Ustedes hagan lo que ellos digan pero no imiten su ejemplo porque no hacen lo
que dicen.
Jesús no ataca a la autoridad magisterial que, desde Moisés hasta
los escribas y rabinos (muchos de los cuales eran de la secta de los fariseos)
se ejercía en la “cátedra” de las sinagogas. Lo que Él censura es la
incoherencia, el decir y no hacer, el predicar una doctrina buena y llevar una conducta
que deja que mucho que desear.
Palabras,
sermones, cartas, pronunciamientos son necesarios, y atacarlos en bloque sería
una necedad. Lo censurable es la incoherencia entre lo que se predica y lo que
se vive. No basta predicar, es necesario practicar; entonces la enseñanza se
hace creíble. Cuando las obras no corresponden a las palabras, se da un
antitestimonio que, en vez de hacer el bien, escandaliza, confunde y desanima.
Fariseísmo
es también equiparar la fe a una teoría que se aprende y se transmite, pero que
no cambia a la propia persona. Se pude saber mucho de religión y no practicarla.
Además, el evangelio no es algo que se dice para que otros lo cumplan, sino para,
en primer lugar, aplicárselo a sí mismo y luego transmitirlo. Sólo así la
enseñanza es eficaz.
Fariseísmo
es sinónimo también de legalismo. Ocurre cuando se propone el evangelio como un
conjunto de deberes y no como lo que es: buena noticia, don del amor de Dios
que capacita para amar a los demás como Él nos ama. Contra este fariseísmo
actúa el Espíritu que hace ver las leyes y normas morales y religiosas no como
un fin, sino como medios para realizar lo que Él nos inspira.
Sin
el Espíritu que da vida, la ley mata, se convierte en hipocresía, pervierte la
fe, tranquiliza la conciencia y da la falsa seguridad de sentirse salvado. La
ley de Cristo es el corazón nuevo que Dios crea en nosotros: el amor que hace cumplir
la voluntad de Dios. Esta ley está inscrita en nuestros corazones por el
Espíritu Santo que se nos ha dado. Guiado por ella, el cristiano distingue en
su interior las variadas formas de egoísmo con que puede engañarse y discierne la voluntad de Dios, lo bueno, lo
que le agrada, lo perfecto (Rom 12, 2).
Fariseísmo es buscar la seguridad de las normas y
de lo que está mandado.

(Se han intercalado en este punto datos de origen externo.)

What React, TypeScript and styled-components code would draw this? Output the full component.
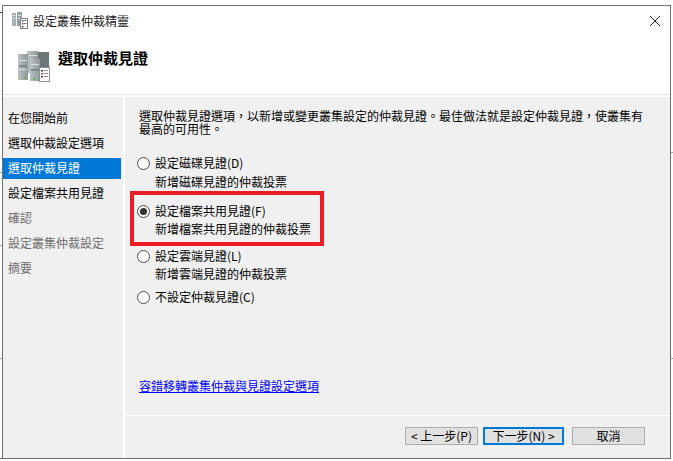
import React from "react";
import styled, { createGlobalStyle } from "styled-components";

const GlobalStyle = createGlobalStyle`
  html, body {
    margin: 0;
    padding: 0;
    background: #fff;
  }
  body {
    font-family: "Noto Sans CJK TC", "Noto Sans CJK SC", "Liberation Sans", sans-serif;
    font-size: 12px;
    color: #000;
    overflow: hidden;
  }
`;

const Page = styled.div`
  position: relative;
  width: 673px;
  height: 461px;
  padding: 5px 2px 0 2px;
  box-sizing: border-box;
`;

// bits of the desktop behind the dialog that show at the screenshot's edges
const EdgeTick = styled.i<{ $side: "left" | "right"; $y: number; $color?: string }>`
  position: absolute;
  ${(p) => p.$side}: 0;
  top: ${(p) => p.$y}px;
  width: 2px;
  height: 1px;
  background: ${(p) => p.$color || "#a0a0a0"};
`;

const Window = styled.div`
  width: 669px;
  height: 454px;
  box-sizing: border-box;
  border: 1px solid #707070;
  background: #fff;
  display: flex;
  flex-direction: column;
`;

const Header = styled.header`
  height: 88px;
  flex: none;
  border-bottom: 1px solid #e6e6e6;
  margin-bottom: 2px;
  box-sizing: content-box;
  display: flex;
  flex-direction: column;
`;

const TitleBar = styled.div`
  display: flex;
  align-items: center;
  height: 30px;
  padding: 0 9px 0 9px;
  gap: 5px;
`;

const TitleText = styled.span`
  flex: 1;
  font-size: 12px;
  line-height: 16px;
  color: #1a1a1a;
`;

const CloseButton = styled.button`
  width: 12px;
  height: 12px;
  padding: 0;
  border: 0;
  background: none;
  display: flex;
`;

const Banner = styled.div`
  display: flex;
  padding: 15px 0 0 14px;
  gap: 8px;
`;

const Heading = styled.h1`
  margin: -2px 0 0;
  font-size: 15px;
  line-height: 18px;
  font-weight: 700;
`;

const Body = styled.div`
  flex: 1;
  display: flex;
  min-height: 0;
  gap: 2px;
`;

const Sidebar = styled.nav`
  width: 120px;
  flex: none;
  background: #f0f0f0;
  box-sizing: border-box;
  padding: 11px 2px 0 0;
  display: flex;
  flex-direction: column;
  gap: 4px;
`;

const Step = styled.div<{ $state: "done" | "active" | "todo" }>`
  height: 21px;
  line-height: 20px;
  padding-left: 5px;
  white-space: nowrap;
  color: ${(p) => (p.$state === "active" ? "#fff" : p.$state === "todo" ? "#6d6d6d" : "#000")};
  background: ${(p) => (p.$state === "active" ? "#0078d7" : "transparent")};
`;

const Panel = styled.div`
  flex: 1;
  display: flex;
  flex-direction: column;
  min-width: 0;
  background: #f0f0f0;
`;

const Main = styled.main`
  position: relative;
  height: 318px;
  flex: none;
  box-sizing: border-box;
  padding: 12px 0 22px 14px;
  display: flex;
  flex-direction: column;
`;

const Intro = styled.p`
  margin: 0 0 19px;
  font-size: 12px;
  line-height: 13px;
  white-space: nowrap;
`;

const Option = styled.div<{ $top: number }>`
  margin-top: ${(p) => p.$top}px;
  margin-left: -2px;
`;

const OptionLabel = styled.label`
  display: flex;
  align-items: center;
  gap: 5px;
  height: 18px;
  line-height: 18px;
`;

const Radio = styled.span<{ $checked?: boolean }>`
  width: 13px;
  height: 13px;
  box-sizing: border-box;
  border: 1px solid #4a4a4a;
  border-radius: 50%;
  background: #fff;
  flex: none;
  display: flex;
  align-items: center;
  justify-content: center;
  &::after {
    content: "";
    width: 7px;
    height: 7px;
    border-radius: 50%;
    background: ${(p) => (p.$checked ? "#333" : "transparent")};
  }
`;

const OptionNote = styled.div<{ $top: number }>`
  margin: ${(p) => p.$top}px 0 0 18px;
  height: 18px;
  line-height: 18px;
  white-space: nowrap;
`;

const Highlight = styled.div`
  position: absolute;
  left: 5px;
  top: 94px;
  width: 194px;
  height: 55px;
  box-sizing: border-box;
  border: 4px solid #ed1c24;
  pointer-events: none;
`;

const HelpLink = styled.a`
  margin-top: auto;
  line-height: 14px;
  color: #0000ff;
  text-decoration: underline;
  white-space: nowrap;
`;

const Footer = styled.footer`
  flex: 1;
  border-top: 1px solid #fff;
  display: flex;
  justify-content: flex-end;
  padding: 11px 25px 0 0;
`;

const Button = styled.button<{ $primary?: boolean; $width: number; $left: number }>`
  width: ${(p) => p.$width}px;
  height: 18px;
  margin-left: ${(p) => p.$left}px;
  box-sizing: border-box;
  padding: 0;
  font-family: inherit;
  font-size: 12px;
  line-height: 14px;
  color: #000;
  background: #e1e1e1;
  border: ${(p) => (p.$primary ? "2px solid #0078d7" : "1px solid #adadad")};
`;

const steps: { label: string; state: "done" | "active" | "todo" }[] = [
  { label: "在您開始前", state: "done" },
  { label: "選取仲裁設定選項", state: "done" },
  { label: "選取仲裁見證", state: "active" },
  { label: "設定檔案共用見證", state: "done" },
  { label: "確認", state: "todo" },
  { label: "設定叢集仲裁設定", state: "todo" },
  { label: "摘要", state: "todo" },
];

const options = [
  { label: "設定磁碟見證(D)", note: "新增磁碟見證的仲裁投票", top: 0, noteTop: 1 },
  { label: "設定檔案共用見證(F)", note: "新增檔案共用見證的仲裁投票", top: 11, checked: true },
  { label: "設定雲端見證(L)", note: "新增雲端見證的仲裁投票", top: 9 },
  { label: "不設定仲裁見證(C)", top: 5 },
];

const SmallClusterIcon = () => (
  <svg width="16" height="18" viewBox="0 0 16 18">
    <rect x="0" y="1" width="4" height="13" fill="#a9b0b2" />
    <rect x="5" y="0" width="5" height="14" fill="#98a0a2" />
    <rect x="1" y="3" width="2" height="1" fill="#e6e9ea" />
    <rect x="1" y="6" width="2" height="1" fill="#e6e9ea" />
    <rect x="6" y="3" width="3" height="1" fill="#e6e9ea" />
    <rect x="6" y="6" width="3" height="1" fill="#e6e9ea" />
    <rect x="8.5" y="6.5" width="7" height="10" fill="#fff" stroke="#7d8486" />
    <rect x="10" y="8" width="1.5" height="1.5" fill="#444" />
    <rect x="12" y="8" width="2.5" height="1" fill="#777" />
    <rect x="10" y="11" width="1.5" height="1.5" fill="#c0392b" />
    <rect x="12" y="11" width="2.5" height="1" fill="#777" />
    <rect x="10" y="14" width="1.5" height="1.5" fill="#444" />
  </svg>
);

const ClusterIcon = () => (
  <svg width="33" height="31" viewBox="0 0 33 31">
    <defs>
      <linearGradient id="srv" x1="0" x2="1" y1="0" y2="0">
        <stop offset="0" stopColor="#bcc3c4" />
        <stop offset="1" stopColor="#8f9799" />
      </linearGradient>
    </defs>
    <rect x="10" y="0" width="11" height="22" fill="url(#srv)" />
    <rect x="21" y="1" width="11" height="22" fill="#6d7678" />
    <rect x="1" y="3" width="10" height="26" fill="url(#srv)" />
    <rect x="13" y="8" width="10" height="22" fill="url(#srv)" />
    <rect x="2" y="9" width="8" height="1" fill="#d9dddd" />
    <rect x="2" y="14" width="8" height="2" fill="#7f8789" />
    <rect x="2" y="18" width="8" height="1" fill="#d9dddd" />
    <rect x="14" y="13" width="8" height="1" fill="#d9dddd" />
    <rect x="14" y="18" width="8" height="2" fill="#7f8789" />
    <rect x="11" y="4" width="9" height="1" fill="#d9dddd" />
    <rect x="7" y="26" width="2" height="2" fill="#58b947" />
    <rect x="16" y="27" width="2" height="2" fill="#58b947" />
    <rect x="22.5" y="16.5" width="10" height="14" fill="#fff" stroke="#8d9496" />
    <rect x="24" y="19" width="2" height="1.5" fill="#444" />
    <rect x="27" y="19" width="4" height="1" fill="#8d9496" />
    <rect x="24" y="22" width="2" height="1.5" fill="#c0392b" />
    <rect x="27" y="22" width="4" height="1" fill="#8d9496" />
    <rect x="24" y="25" width="2" height="1.5" fill="#444" />
    <rect x="27" y="25" width="4" height="1" fill="#8d9496" />
  </svg>
);

const App = () => {
  return (
    <>
      <GlobalStyle />
      <Page>
        <EdgeTick $side="left" $y={12} $color="#1f4e9e" />
        <EdgeTick $side="left" $y={172} />
        <EdgeTick $side="left" $y={245} />
        <EdgeTick $side="left" $y={358} />
        <EdgeTick $side="left" $y={458} $color="#707070" />
        <EdgeTick $side="right" $y={152} />
        <EdgeTick $side="right" $y={358} />
        <Window>
          <Header>
            <TitleBar>
              <SmallClusterIcon />
              <TitleText>設定叢集仲裁精靈</TitleText>
              <CloseButton aria-label="關閉">
                <svg width="12" height="12" viewBox="0 0 12 12">
                  <path d="M1 1l10 10M11 1L1 11" stroke="#222" strokeWidth="1" fill="none" />
                </svg>
              </CloseButton>
            </TitleBar>
            <Banner>
              <ClusterIcon />
              <Heading>選取仲裁見證</Heading>
            </Banner>
          </Header>
          <Body>
            <Sidebar>
              {steps.map((step) => (
                <Step key={step.label} $state={step.state}>
                  {step.label}
                </Step>
              ))}
            </Sidebar>
            <Panel>
              <Main>
                <Intro>
                  選取仲裁見證選項，以新增或變更叢集設定的仲裁見證。最佳做法就是設定仲裁見證，使叢集有
                  <br />
                  最高的可用性。
                </Intro>
                {options.map((option) => (
                  <Option key={option.label} $top={option.top}>
                    <OptionLabel>
                      <Radio $checked={option.checked} />
                      {option.label}
                    </OptionLabel>
                    {option.note && <OptionNote $top={option.noteTop || 0}>{option.note}</OptionNote>}
                  </Option>
                ))}
                <Highlight />
                <HelpLink href="#">容錯移轉叢集仲裁與見證設定選項</HelpLink>
              </Main>
              <Footer>
                <Button $width={73} $left={0}>&lt; 上一步(P)</Button>
                <Button $primary $width={81} $left={5}>下一步(N) &gt;</Button>
                <Button $width={73} $left={8}>取消</Button>
              </Footer>
            </Panel>
          </Body>
        </Window>
      </Page>
    </>
  );
};

export default App;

Se puede, sí, aparecer como fervoroso, observante y “seguro”,
pero se corre el riesgo de envanecerse con la propia fidelidad hasta despreciar
a los demás, actuar por el deber y no con la gratuidad del amor y, lo que es
peor, creerse autor de su propia santidad. Desde el inicio de su predicación,
en el sermón del monte (Mt 6, 1-18), Jesús reprobó la ostentación farisaica. Lo
hizo al enseñar el verdadero sentido de la oración, el ayuno y la limosna –tres
pilares de la religión– que pueden convertirse en exhibicionismo
espiritual para ganar fama entre la gente. Es lo que hacen los fariseos que
alargan sus filacterias y distintivos religiosos y les gustan los primeros
puestos en los banquetes y asambleas.
Jesús ha venido a revelarnos
que Dios es Padre y que todos somos hijos y hermanos. Él nos hace ver como bueno
lo que ayuda a vivir como hijos de Dios y hermanos entre nosotros, y como malo
lo que lo impide. Por eso aconseja no llamar a nadie maestro, padre o jefe. Y
aunque no se trata de quedarnos en la literalidad de su enseñanza, pues de
hecho Pablo se llama padre (1 Cor 4,15) y doctor y
maestro de los gentiles (1 Tim 2,
2 Tim 1), es ridículo ufanarse de los títulos clericales o religiosos y
confundir respeto a la autoridad con el uso de tratamientos que, por lo demás,
ya nadie entiende.
Lo que hay que procurar es
humildad y no orgullo, modestia y no vanidad, sencillez y no ostentación,
servicio y no dominio o afán de poder. Hoy
la “cultura mediática” exige quizá más que antes el cuidado de la imagen y
siempre habrá que velar para que “la mujer del César sea no sólo honesta sino que
lo parezca”. Pero mucho mayor cuidado hay que tener con las relaciones basadas
en convencionalismos y con las apariencias que enmascaran malas conductas. El evangelio
exige no dejarnos contaminar por este ambiente de la apariencia y mentira.